The third option is to implement the 2-bit ripple carry adder
as described in
NCSU's
Elecronic Homework Assignment
in VHDL
Here's a VHDL example that might be of some
use in this task. This example compares the
number of bits that are "on" in two two-bit words.
The POPULATION function used here is based on
Wakerly's CONV_INTEGER function.
You want to use CONV_INTEGER.
library ieee ;
use ieee.std_logic_1164.all ;
entity POP2BIT is
port (
A : in STD_LOGIC_VECTOR (0 to 1);
B : in STD_LOGIC_VECTOR (0 to 1);
GT : out STD_LOGIC;
LT : out STD_LOGIC
) ;
end POP2BIT ;
architecture POP2BIT_arch_jdb of POP2BIT is
function POPULATION (X: STD_LOGIC_VECTOR) return INTEGER is
variable RESULT : INTEGER ;
begin
RESULT := 0 ;
for i in X'range loop
case X(i) is
when '1' | 'H' => RESULT := RESULT + 1;
when others => null;
end case;
end loop; -- i
return RESULT;
end POPULATION ;
begin -- POP2BIT_arch_jdb
GT <= '1' when POPULATION(A) > POPULATION(B)
else '0' ;
LT <= '1' when POPULATION(A) < POPULATION(B)
else '0' ;
end POP2BIT_arch_jdb;
I suggest you use the free VHDL Simili program of Symphony EDA to solve this problem. The free version can easily handle a problem of this size. It's only serious limitation is that it doesn't support debugging. VHDL Simili can be downloaded from Symphony EDA's web site
Here is a copy of a VHDL testbench problem that can be used to test your solution to E-Homework 2.
library ieee ;
use ieee.std_logic_1164.all ;
entity EHOME2_tb is
generic (whocares : boolean := true) ;
end EHOME2_tb ;
architecture TESTBENCH of EHOME2_tb IS
component EHOME2 IS
port (
X : in STD_LOGIC_VECTOR (2 downto 1);
Y : in STD_LOGIC_VECTOR (2 downto 1);
Cin : in STD_LOGIC ;
S : out STD_LOGIC_VECTOR (2 downto 1) ;
Cout : out STD_LOGIC
) ;
end component ;
constant period : time := 200 ns ;
signal TestX : STD_LOGIC_VECTOR (2 downto 1) ;
signal TestY : STD_LOGIC_VECTOR (2 downto 1) ;
signal TestCin : STD_LOGIC_VECTOR (1 downto 1) ;
signal TestS : STD_LOGIC_VECTOR (2 downto 1) ;
signal TestCout : STD_LOGIC_VECTOR (1 downto 1) ;
function CONV_STD_LOGIC_VECTOR(ARG: integer; SIZE: integer)

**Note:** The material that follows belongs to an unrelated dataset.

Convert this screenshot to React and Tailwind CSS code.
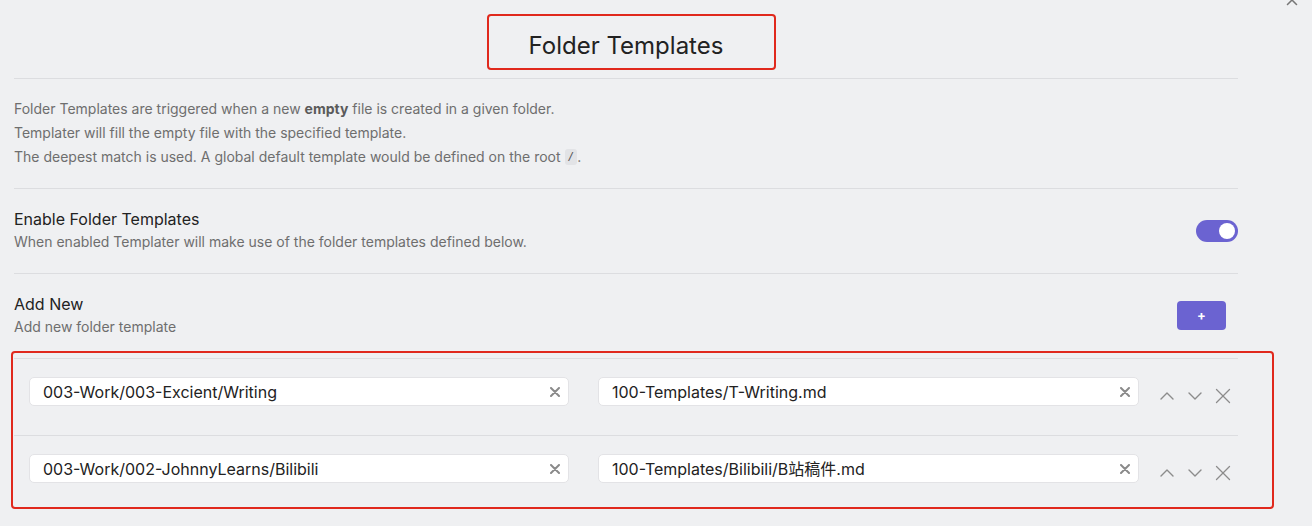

return STD_LOGIC_VECTOR is
variable result: STD_LOGIC_VECTOR (SIZE downto 1) ;
variable temp: integer ;
begin
temp := ARG ;
for i in 1 to SIZE loop
if (temp mod 2) = 1 then
result(i) := '1' ;
else
result(i) := '0' ;
end if ;
temp := temp / 2 ;
end loop ;
return result ;
end ;
begin -- TESTBENCH
TestMod: EHOME2
port map (
X => TestX ,
Y => TestY ,
Cin => TestCin(1) ,
S => TestS ,
Cout => TestCout(1)
) ;
TestLoop: process
begin
while (true) loop
for i in 0 to 3 loop
TestX <= CONV_STD_LOGIC_VECTOR(i, 2) ;
for j in 0 to 3 loop
TestY <= CONV_STD_LOGIC_VECTOR(j, 2) ;
for k in 0 to 1 loop
TestCin <= CONV_STD_LOGIC_VECTOR(k, 1) ;
wait for period ;
end loop ;
end loop ;
end loop ;
end loop ;
end process ;
end TESTBENCH;
Although I have used functions to convert between VHDL
STD_LOGIC_VECTORs and integers,
you may find it easier just to use ordinary Boolean
logic operators in your solution
Due Tuesday May 13.
Do Raleigh's Electronic Homework 3 in ABEL or VHDL.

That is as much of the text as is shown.